--- START ---

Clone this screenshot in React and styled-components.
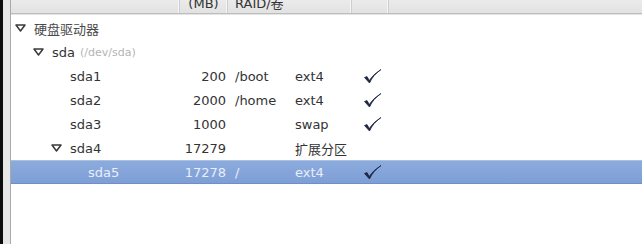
import React from "react";
import styled, { createGlobalStyle } from "styled-components";

const Global = createGlobalStyle`
  html, body { margin: 0; padding: 0; background: #fff; }
  body { width: 642px; height: 244px; overflow: hidden; }
`;

const FONT = `"DejaVu Sans", "Noto Sans CJK SC", sans-serif`;

const Screen = styled.div`
  display: flex;
  width: 642px;
  height: 244px;
  font-family: ${FONT};
  font-size: 13px;
  color: #333;
`;

const Edge = styled.div`
  width: 3px;
  background: #0c0c0c;
  flex: none;
`;

const Frame = styled.div`
  width: 7px;
  background: #e6e6e6;
  border-right: 1px solid #a9a9a9;
  flex: none;
`;

const Panel = styled.div`
  flex: 1;
  display: flex;
  flex-direction: column;
  background: #fff;
  min-width: 0;
`;

const HEAD_COLS = "169px 48px 124px 37px 1fr";
const BODY_COLS = "169px 48px 60px 64px 37px 1fr";

const Header = styled.div`
  display: grid;
  grid-template-columns: ${HEAD_COLS};
  height: 13px;
  background: linear-gradient(#ebebeb, #e2e2e2);
  border-bottom: 1px solid #bdbdbd;
  box-shadow: 0 1px 0 #e4e4e4;
  overflow: hidden;
  flex: none;
`;

const HeadCell = styled.div`
  border-right: 1px solid #cdcdcd;
  box-shadow: inset -1px 0 0 #f6f6f6;
  line-height: 13px;
  overflow: hidden;
  color: #333;
  text-align: ${(p) => p.$align || "left"};
  padding-left: ${(p) => p.$pad || 0}px;
  &:last-child { border-right: none; box-shadow: none; }
`;

const HeadLabel = styled.span`
  display: block;
  margin-top: -3px;
  white-space: nowrap;
`;

const Tree = styled.div`
  padding-top: 2px;
  display: flex;
  flex-direction: column;
`;

const Row = styled.div`
  display: grid;
  grid-template-columns: ${BODY_COLS};
  height: 24px;
  align-items: center;
  box-sizing: border-box;
  ${(p) =>
    p.$selected &&
    `
    background: linear-gradient(#8cabdd, #7e9fd6);
    border-top: 1px solid #a9bfe3;
    border-bottom: 1px solid #6f8fc6;
    color: #e9eef8;
  `}
`;

const NameCell = styled.div`
  display: flex;
  align-items: center;
  padding-left: ${(p) => 4 + p.$level * 18}px;
  white-space: nowrap;
`;

const Expander = styled.span`
  width: 19px;
  flex: none;
  display: flex;
  align-items: center;
`;

const Name = styled.span`
  color: ${(p) => (p.$muted ? "#4a4a4a" : "inherit")};
`;

const DevPath = styled.span`
  font-size: 11px;
  color: #b4b4b4;
  margin-left: 5px;
`;

const SizeCell = styled.div`
  text-align: right;
  padding-right: 2px;
`;

const TextCell = styled.div`
  padding-left: 7px;
  white-space: nowrap;
`;

const CheckCell = styled.div`
  display: flex;
  align-items: center;
  padding-left: 11px;
`;

const Triangle = () => (
  <svg width="11" height="8" viewBox="0 0 11 8">
    <polygon points="1,1 10,1 5.5,7" fill="#fff" stroke="#3a3a3a" strokeWidth="1.5" strokeLinejoin="round" />
  </svg>
);

const Check = () => (
  <svg width="19" height="17" viewBox="0 0 19 17">
    <path d="M1.5 9.5 L6.5 15 Q10 7 18 1.5 Q10 6.5 6.3 12.5 L4 8.6 Z" fill="#1c2640" stroke="#1c2640" strokeWidth="0.8" strokeLinejoin="round" />
  </svg>
);

const rows = [
  { level: 0, name: "硬盘驱动器", expand: true, muted: true },
  { level: 1, name: "sda", path: "(/dev/sda)", expand: true },
  { level: 2, name: "sda1", size: "200", mount: "/boot", type: "ext4", check: true },
  { level: 2, name: "sda2", size: "2000", mount: "/home", type: "ext4", check: true },
  { level: 2, name: "sda3", size: "1000", mount: "", type: "swap", check: true },
  { level: 2, name: "sda4", size: "17279", mount: "", type: "扩展分区", expand: true },
  { level: 3, name: "sda5", size: "17278", mount: "/", type: "ext4", check: true, selected: true },
];

export default function App() {
  return (
    <>
      <Global />
      <Screen>
        <Edge />
        <Frame />
        <Panel>
          <Header>
            <HeadCell />
            <HeadCell $align="center"><HeadLabel>(MB)</HeadLabel></HeadCell>
            <HeadCell $pad={7}><HeadLabel>RAID/卷</HeadLabel></HeadCell>
            <HeadCell />
            <HeadCell />
          </Header>
          <Tree>
            {rows.map((r, i) => (
              <Row key={i} $selected={r.selected}>
                <NameCell $level={r.level}>
                  <Expander>{r.expand && <Triangle />}</Expander>
                  <Name $muted={r.muted}>{r.name}</Name>
                  {r.path && <DevPath>{r.path}</DevPath>}
                </NameCell>
                <SizeCell>{r.size}</SizeCell>
                <TextCell>{r.mount}</TextCell>
                <TextCell>{r.type}</TextCell>
                <CheckCell>{r.check && <Check />}</CheckCell>
                <div />
              </Row>
            ))}
          </Tree>
        </Panel>
      </Screen>
    </>
  );
}
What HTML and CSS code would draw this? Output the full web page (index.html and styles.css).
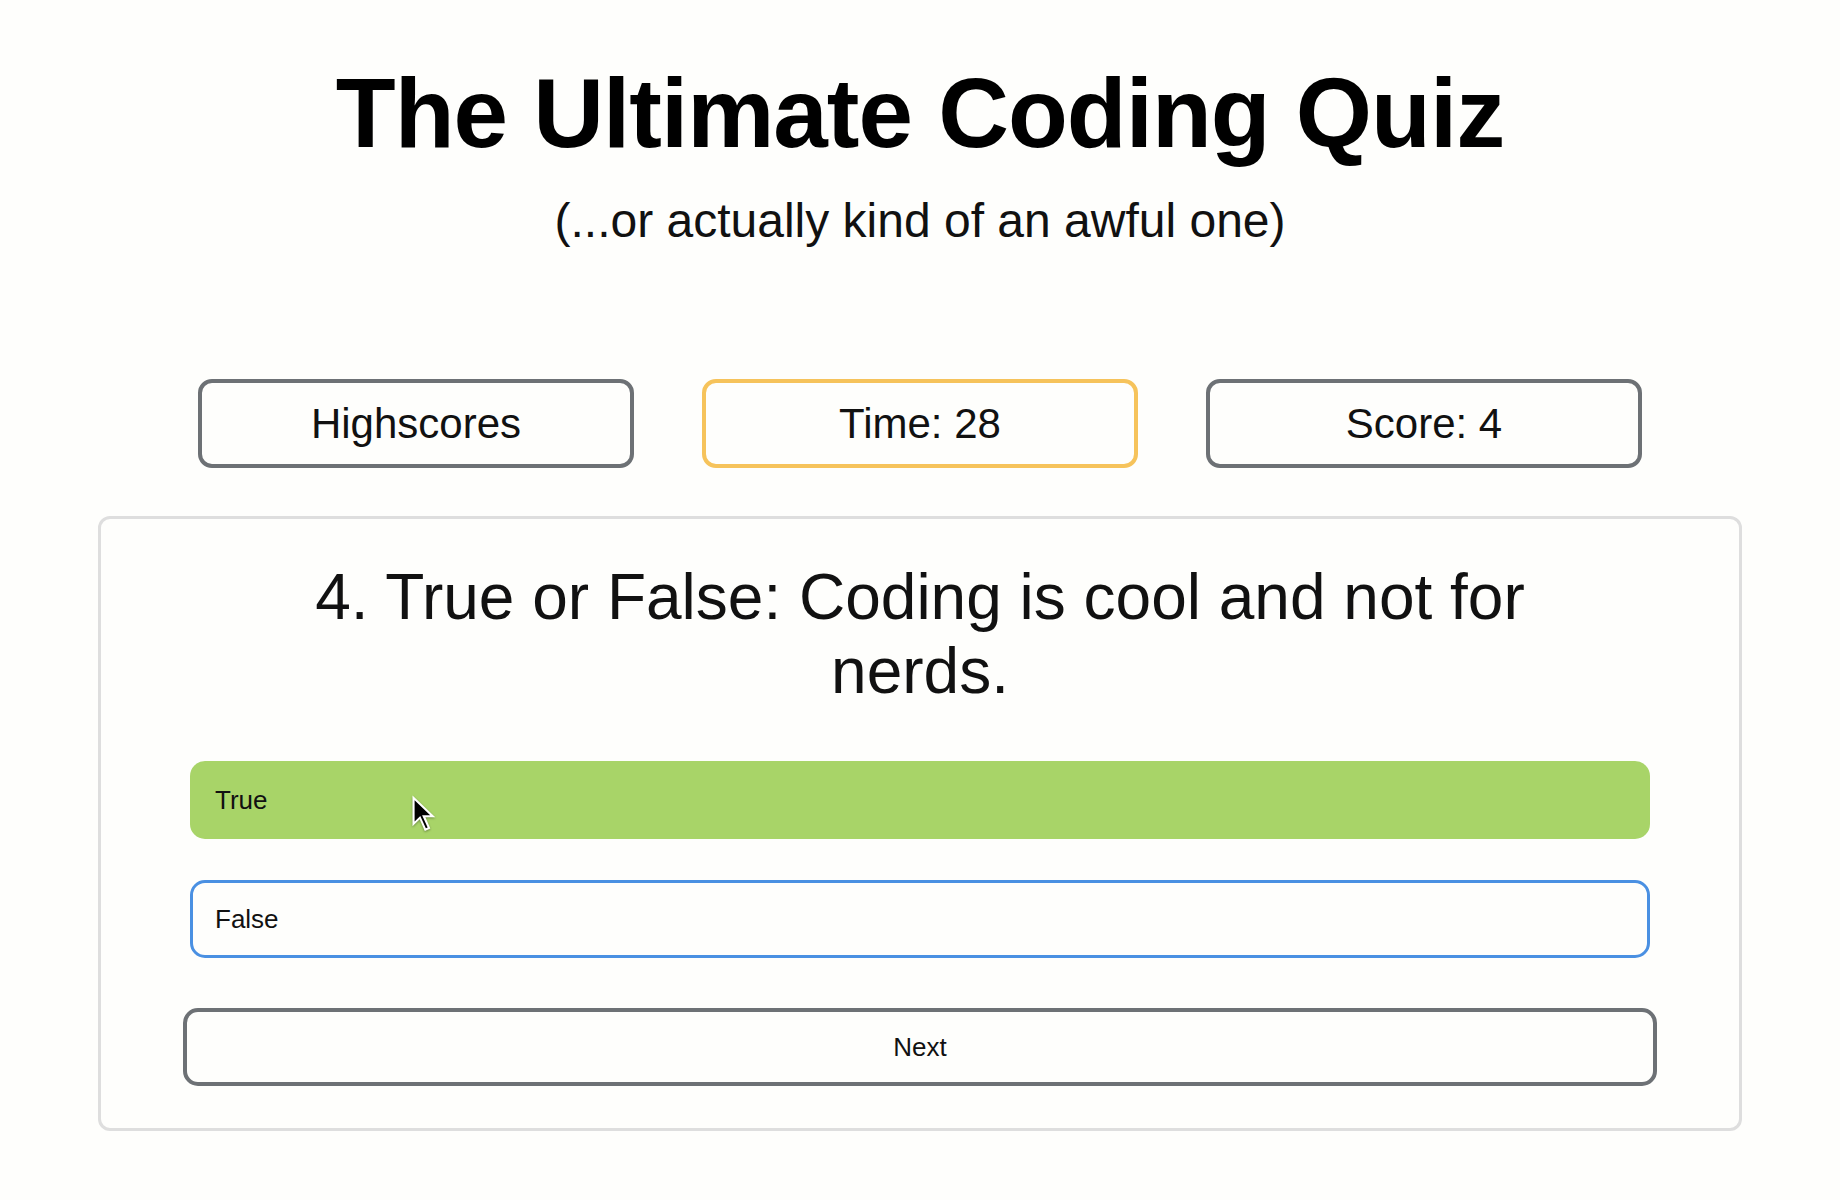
FILE: index.html
```html
<!DOCTYPE html>
<html lang="en">
<head>
<meta charset="utf-8">
<title>The Ultimate Coding Quiz</title>
<link rel="stylesheet" href="styles.css">
</head>
<body>
  <header class="header">
    <h1 class="title">The Ultimate Coding Quiz</h1>
    <p class="subtitle">(...or actually kind of an awful one)</p>
  </header>

  <section class="stats">
    <button class="stat">Highscores</button>
    <div class="stat stat-time">Time: 28</div>
    <div class="stat">Score: 4</div>
  </section>

  <main class="card">
    <h2 class="question">4. True or False: Coding is cool and not for nerds.</h2>
    <div class="answers">
      <button class="answer answer-correct">True
        <svg class="cursor" viewBox="0 0 18 26" width="27" height="39" aria-hidden="true">
          <path d="M1 1 L1 21.5 L5.8 16.9 L9.2 24.6 L12.9 23 L9.6 15.5 L16.2 15.5 Z" fill="#fff"/>
          <path d="M2.4 4.2 L2.4 18.3 L6.2 14.6 L9.9 22.8 L11.1 22.3 L7.4 14.1 L12.8 14.1 Z" fill="#000"/>
        </svg>
      </button>
      <button class="answer answer-selected">False</button>
    </div>
    <button class="next">Next</button>
  </main>
</body>
</html>
```

FILE: styles.css
```css
html, body {
  margin: 0;
  padding: 0;
}

body {
  background: #fefefc;
  color: #111;
  font-family: "Liberation Sans", Arial, Helvetica, sans-serif;
}

.header {
  text-align: center;
  padding-top: 57px;
}

.title {
  margin: 0;
  font-size: 98px;
  line-height: 113px;
  font-weight: 700;
  letter-spacing: -1px;
  color: #000;
}

.subtitle {
  margin: 23px 0 0;
  font-size: 48px;
  line-height: 55px;
  color: #111;
}

.stats {
  display: flex;
  justify-content: center;
  gap: 68px;
  margin-top: 131px;
}

.stat {
  box-sizing: border-box;
  width: 436px;
  height: 89px;
  border: 4px solid #6d7175;
  border-radius: 14px;
  background: transparent;
  display: flex;
  align-items: center;
  justify-content: center;
  font-family: inherit;
  font-size: 42px;
  color: #111;
  padding: 0;
}

.stat-time {
  border-color: #f6c35b;
}

.card {
  box-sizing: border-box;
  width: 1644px;
  margin: 48px auto 0;
  border: 3px solid #dedede;
  border-radius: 12px;
  padding: 41px 0 42px;
}

.question {
  max-width: 1300px;
  margin: 0 auto;
  font-size: 64px;
  line-height: 74px;
  font-weight: 400;
  text-align: center;
  color: #111;
}

.answers {
  width: 1460px;
  margin: 53px auto 0;
  display: flex;
  flex-direction: column;
  gap: 41px;
}

.answer {
  position: relative;
  box-sizing: border-box;
  height: 78px;
  border: 3px solid transparent;
  border-radius: 15px;
  padding: 0 0 0 22px;
  background: transparent;
  text-align: left;
  font-family: inherit;
  font-size: 26px;
  color: #111;
}

.answer-correct {
  background: #a8d468;
}

.answer-selected {
  border-color: #4a90e2;
}

.cursor {
  position: absolute;
  left: 218px;
  top: 30px;
  filter: drop-shadow(0 1px 1px rgba(0, 0, 0, 0.35));
}

.next {
  display: block;
  box-sizing: border-box;
  width: 1474px;
  height: 78px;
  margin: 50px auto 0;
  border: 4px solid #6d7175;
  border-radius: 15px;
  background: transparent;
  font-family: inherit;
  font-size: 26px;
  color: #111;
}
```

--- END ---

> [Prompt]: Set down the records above word for word, from the first line through the line containing "48px 60px 64px", both included; leave out the pictures.

> [Solved exercise]:
Clone this screenshot in React and styled-components.
import React from "react";
import styled, { createGlobalStyle } from "styled-components";

const Global = createGlobalStyle`
  html, body { margin: 0; padding: 0; background: #fff; }
  body { width: 642px; height: 244px; overflow: hidden; }
`;

const FONT = `"DejaVu Sans", "Noto Sans CJK SC", sans-serif`;

const Screen = styled.div`
  display: flex;
  width: 642px;
  height: 244px;
  font-family: ${FONT};
  font-size: 13px;
  color: #333;
`;

const Edge = styled.div`
  width: 3px;
  background: #0c0c0c;
  flex: none;
`;

const Frame = styled.div`
  width: 7px;
  background: #e6e6e6;
  border-right: 1px solid #a9a9a9;
  flex: none;
`;

const Panel = styled.div`
  flex: 1;
  display: flex;
  flex-direction: column;
  background: #fff;
  min-width: 0;
`;

const HEAD_COLS = "169px 48px 124px 37px 1fr";
const BODY_COLS = "169px 48px 60px 64px 37px 1fr";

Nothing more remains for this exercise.